A Maryland educator with deep roots in Jesuit education and nearly two decades of public school leadership has been chosen to lead one of the state’s largest school systems. The Baltimore County Board of Education voted 8-1, with two members abstaining, on June 24 to appoint Dr. William “Bill” Heiser as the district’s next superintendent. His four-year term begins July 1.

Heiser succeeds Dr. Myriam Rogers, who is retiring after her tenure at the helm of Baltimore County Public Schools. The district has cycled through four superintendents and one interim leader over the past decade, making continuity a priority for the board as it conducted a nationwide search through the firm Ray and Associates. The appointment was subsequently approved by Maryland State Superintendent Dr. Carey Wright.

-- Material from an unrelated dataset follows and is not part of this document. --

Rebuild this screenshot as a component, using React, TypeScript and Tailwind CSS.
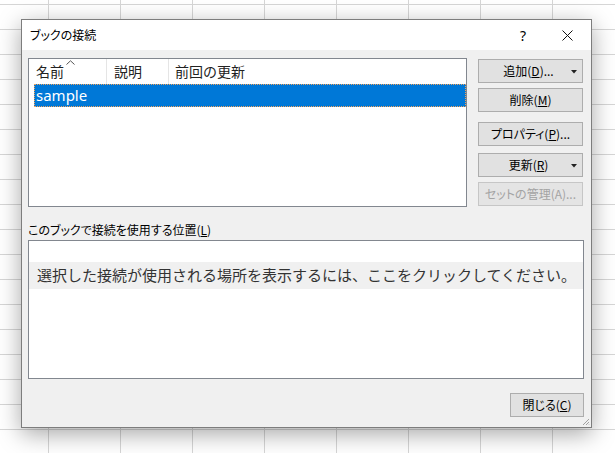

A Career Rooted in Catholic and Public Education

Heiser’s professional biography is unusual in that it bridges the Catholic and public school worlds. From 2015 to 2023, he served as president of Cristo Rey Jesuit High School, the Baltimore institution that educates students from under-resourced communities through the network’s signature corporate work-study model. Before his time at Cristo Rey, he led two Maryland public high schools — serving as principal of North County High School from 2010 to 2013 and of Catonsville High School from 2013 to 2015, the same year he was named Maryland High School Principal of the Year.

Most recently, Heiser served as chief operating officer for Anne Arundel County Public Schools, a system of more than 85,000 students across 130 schools. In that role he oversaw a capital budget of $195 million — administrative experience that the Baltimore County board likely weighed heavily given the scope of a district that itself ranks among Maryland’s largest.

Heiser’s academic formation has a distinctly Ignatian character. He earned both his bachelor’s degree in sociology and his master’s degree in education from Loyola University Maryland — in 1995 and 1997 respectively — where he also spent four years on the men’s soccer team, serving as captain for three of them. He completed his doctorate in education at Morgan State University. “Loyola was pivotal in shaping who I am today as a leader,” he said publicly following his appointment.

Jesuit Education and the Formation of Leaders

For Catholic observers, Heiser’s trajectory reflects a pattern worth noting: the formation that Jesuit institutions provide does not remain within Catholic schools alone. The cura personalis — care for the whole person — and the emphasis on service that characterize Ignatian pedagogy often follow graduates and educators into secular institutions, carrying an ethos of human dignity and integral development into broader public life.

Cristo Rey schools in particular are designed to serve students who otherwise lack access to quality college-preparatory education, combining rigorous academics with professional formation through their work-study programs. That Heiser led one of those schools for eight years speaks to a commitment to educational equity that aligns with the Church’s social teaching on the universal right to education, articulated in the Second Vatican Council’s declaration Gravissimum Educationis and reaffirmed in the Catechism’s treatment of the family and state as partners in forming young people.

Leaders shaped by that mission increasingly find themselves in positions of public influence — a development consistent with Catholic social teaching’s vision of the laity animating temporal institutions with Gospel values, as described in the documents of Vatican II and in Christifideles Laici.

What Comes Next

Board member Afra Ahmed Hersi expressed enthusiasm about the appointment, saying the district is “honored to continue building our partnership under his leadership” and that the board could not be “more excited about what’s ahead for BCPS students and families.”

Heiser steps into leadership of a district that, like many large American public school systems, faces ongoing challenges around student achievement, facilities, and staffing. His background — spanning Jesuit mission-driven education, public school administration at the building level, and large-scale financial management — positions him as an administrator with cross-sector experience uncommon in urban district leadership.

His term formally begins July 1. For those interested in how Catholic educational institutions shape the leaders who go on to serve the broader common good, Heiser’s appointment offers a notable case study. Catholic educators across the country continue to make their mark on American public life well beyond the boundaries of the Church’s own schools.